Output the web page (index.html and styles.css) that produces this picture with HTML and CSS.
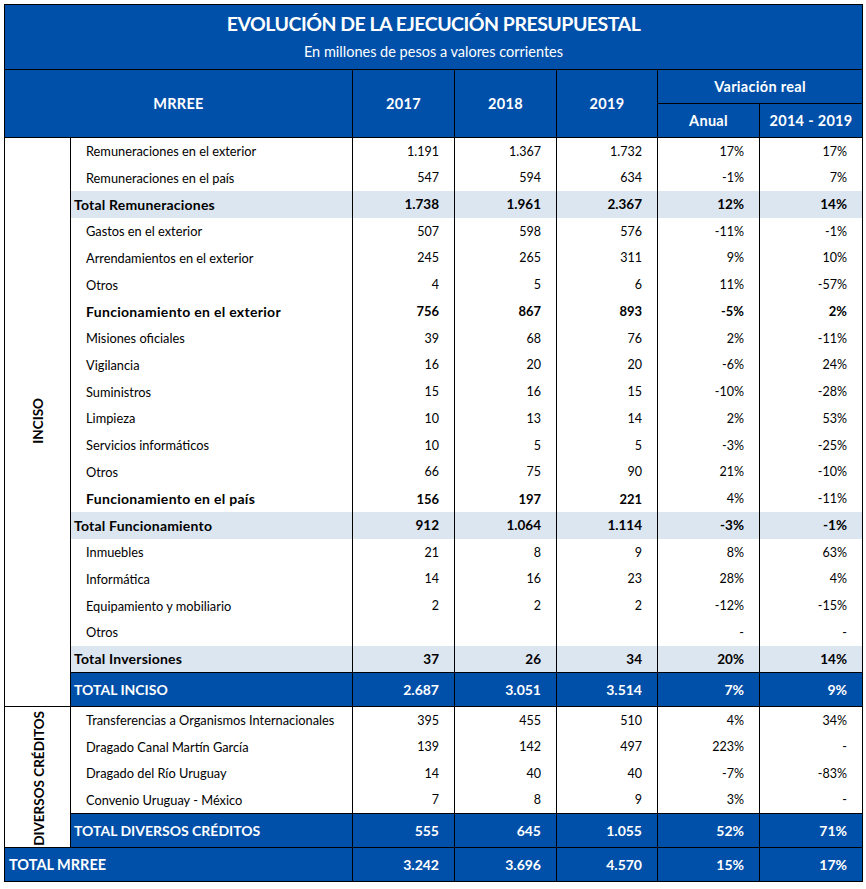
FILE: index.html
```html
<!DOCTYPE html>
<html lang="es">
<head>
<meta charset="utf-8">
<title>Evolución de la ejecución presupuestal</title>
<link rel="stylesheet" href="styles.css">
</head>
<body>
<table class="budget">
  <colgroup>
    <col class="c-cat"><col class="c-label"><col class="c-num"><col class="c-num"><col class="c-num3"><col class="c-num"><col class="c-last">
  </colgroup>
  <thead>
    <tr class="title-row">
      <th colspan="7">
        <div class="title">EVOLUCIÓN DE LA EJECUCIÓN PRESUPUESTAL</div>
        <div class="subtitle">En millones de pesos a valores corrientes</div>
      </th>
    </tr>
    <tr class="head-row">
      <th colspan="2" rowspan="2">MRREE</th>
      <th rowspan="2">2017</th>
      <th rowspan="2">2018</th>
      <th rowspan="2">2019</th>
      <th colspan="2">Variación real</th>
    </tr>
    <tr class="head-row">
      <th>Anual</th>
      <th>2014 - 2019</th>
    </tr>
  </thead>
  <tbody>
    <tr><td class="cat" rowspan="21"><span class="vert">INCISO</span></td><td class="lbl">Remuneraciones en el exterior</td><td>1.191</td><td>1.367</td><td>1.732</td><td>17%</td><td>17%</td></tr>
    <tr><td class="lbl">Remuneraciones en el país</td><td>547</td><td>594</td><td>634</td><td>-1%</td><td>7%</td></tr>
    <tr class="sub"><td class="lbl">Total Remuneraciones</td><td>1.738</td><td>1.961</td><td>2.367</td><td>12%</td><td>14%</td></tr>
    <tr><td class="lbl">Gastos en el exterior</td><td>507</td><td>598</td><td>576</td><td>-11%</td><td>-1%</td></tr>
    <tr><td class="lbl">Arrendamientos en el exterior</td><td>245</td><td>265</td><td>311</td><td>9%</td><td>10%</td></tr>
    <tr><td class="lbl">Otros</td><td>4</td><td>5</td><td>6</td><td>11%</td><td>-57%</td></tr>
    <tr class="bold"><td class="lbl">Funcionamiento en el exterior</td><td>756</td><td>867</td><td>893</td><td>-5%</td><td>2%</td></tr>
    <tr><td class="lbl">Misiones oficiales</td><td>39</td><td>68</td><td>76</td><td>2%</td><td>-11%</td></tr>
    <tr><td class="lbl">Vigilancia</td><td>16</td><td>20</td><td>20</td><td>-6%</td><td>24%</td></tr>
    <tr><td class="lbl">Suministros</td><td>15</td><td>16</td><td>15</td><td>-10%</td><td>-28%</td></tr>
    <tr><td class="lbl">Limpieza</td><td>10</td><td>13</td><td>14</td><td>2%</td><td>53%</td></tr>
    <tr><td class="lbl">Servicios informáticos</td><td>10</td><td>5</td><td>5</td><td>-3%</td><td>-25%</td></tr>
    <tr><td class="lbl">Otros</td><td>66</td><td>75</td><td>90</td><td>21%</td><td>-10%</td></tr>
    <tr class="bold"><td class="lbl">Funcionamiento en el país</td><td>156</td><td>197</td><td>221</td><td class="reg">4%</td><td class="reg">-11%</td></tr>
    <tr class="sub"><td class="lbl">Total Funcionamiento</td><td>912</td><td>1.064</td><td>1.114</td><td>-3%</td><td>-1%</td></tr>
    <tr><td class="lbl">Inmuebles</td><td>21</td><td>8</td><td>9</td><td>8%</td><td>63%</td></tr>
    <tr><td class="lbl">Informática</td><td>14</td><td>16</td><td>23</td><td>28%</td><td>4%</td></tr>
    <tr><td class="lbl">Equipamiento y mobiliario</td><td>2</td><td>2</td><td>2</td><td>-12%</td><td>-15%</td></tr>
    <tr><td class="lbl">Otros</td><td></td><td></td><td></td><td>-</td><td>-</td></tr>
    <tr class="sub"><td class="lbl">Total Inversiones</td><td>37</td><td>26</td><td>34</td><td>20%</td><td>14%</td></tr>
    <tr class="total"><td class="lbl">TOTAL INCISO</td><td>2.687</td><td>3.051</td><td>3.514</td><td>7%</td><td>9%</td></tr>
    <tr><td class="cat" rowspan="5"><span class="vert vert-low">DIVERSOS CRÉDITOS</span></td><td class="lbl">Transferencias a Organismos Internacionales</td><td>395</td><td>455</td><td>510</td><td>4%</td><td>34%</td></tr>
    <tr><td class="lbl">Dragado Canal Martín García</td><td>139</td><td>142</td><td>497</td><td>223%</td><td>-</td></tr>
    <tr><td class="lbl">Dragado del Río Uruguay</td><td>14</td><td>40</td><td>40</td><td>-7%</td><td>-83%</td></tr>
    <tr><td class="lbl">Convenio Uruguay - México</td><td>7</td><td>8</td><td>9</td><td>3%</td><td>-</td></tr>
    <tr class="total"><td class="lbl">TOTAL DIVERSOS CRÉDITOS</td><td>555</td><td>645</td><td>1.055</td><td>52%</td><td>71%</td></tr>
    <tr class="total grand"><td class="lbl" colspan="2">TOTAL MRREE</td><td>3.242</td><td>3.696</td><td>4.570</td><td>15%</td><td>17%</td></tr>
  </tbody>
</table>
</body>
</html>
```

FILE: styles.css
```css
html, body {
  margin: 0;
  padding: 0;
  background: #fff;
}
body {
  padding: 4px 0 0 4px;
  font-family: Lato, "Open Sans", "Liberation Sans", sans-serif;
  color: #000;
}
.budget {
  border-collapse: collapse;
  table-layout: fixed;
  width: 858px;
  border: 1px solid #000;
}
.c-cat { width: 66px; }
.c-label { width: 282px; }
.c-num { width: 102px; }
.c-num3 { width: 101px; }
.c-last { width: 103px; }

.budget th {
  background: #0050aa;
  color: #fff;
  font-weight: 700;
  border: 1px solid #000;
  padding: 0;
}
.title-row { height: 65px; }
.title-row th { text-align: center; vertical-align: top; }
.title {
  font-size: 19.5px;
  font-weight: 700;
  letter-spacing: -0.5px;
  margin-top: 7px;
  line-height: 24px;
}
.subtitle {
  font-size: 14.5px;
  font-weight: 400;
  margin-top: 8px;
  line-height: 16px;
}
.head-row { height: 34px; }
.head-row th {
  font-size: 14.5px;
  letter-spacing: 0.3px;
  text-align: center;
  vertical-align: middle;
}

.budget td {
  border-left: 1px solid #000;
  border-right: 1px solid #000;
  padding: 0 15px 0 0;
  text-align: right;
  font-size: 12.5px;
  vertical-align: middle;
  white-space: nowrap;
  overflow: hidden;
}
.budget tbody tr { height: 26.75px; }
.budget td.lbl {
  text-align: left;
  padding: 0 0 0 15px;
  font-size: 12.8px;
}
.budget td.cat {
  padding: 0;
  text-align: center;
  border-bottom: 1px solid #000;
}
.vert {
  display: inline-block;
  writing-mode: vertical-rl;
  transform: rotate(180deg);
  font-weight: 700;
  font-size: 13.5px;
}
.vert-low { transform: rotate(180deg) translateX(-1px) translateY(-3px); }

.bold td { font-weight: 700; font-size: 13px; }
.bold td.lbl { font-size: 14px; letter-spacing: 0.3px; }
.bold td.reg { font-weight: 400; font-size: 12.5px; }

.sub td { background: #dce6f1; font-weight: 700; font-size: 13.5px; }
.sub td.lbl { padding-left: 3px; font-size: 14px; letter-spacing: 0.2px; }

.budget tbody tr.total { height: 34px; }
.total td {
  background: #0050aa;
  color: #fff;
  font-weight: 700;
  font-size: 14px;
  border-top: 1px solid #000;
  border-bottom: 1px solid #000;
}
.total td.lbl { padding-left: 3px; font-size: 14px; }
.grand td.lbl { padding-left: 4px; font-size: 14.5px; }
```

### Aim of the task
Extract, from the material above, each line holding the word "styles".

### Full solution
Output the web page (index.html and styles.css) that produces this picture with HTML and CSS.
<link rel="stylesheet" href="styles.css">
FILE: styles.css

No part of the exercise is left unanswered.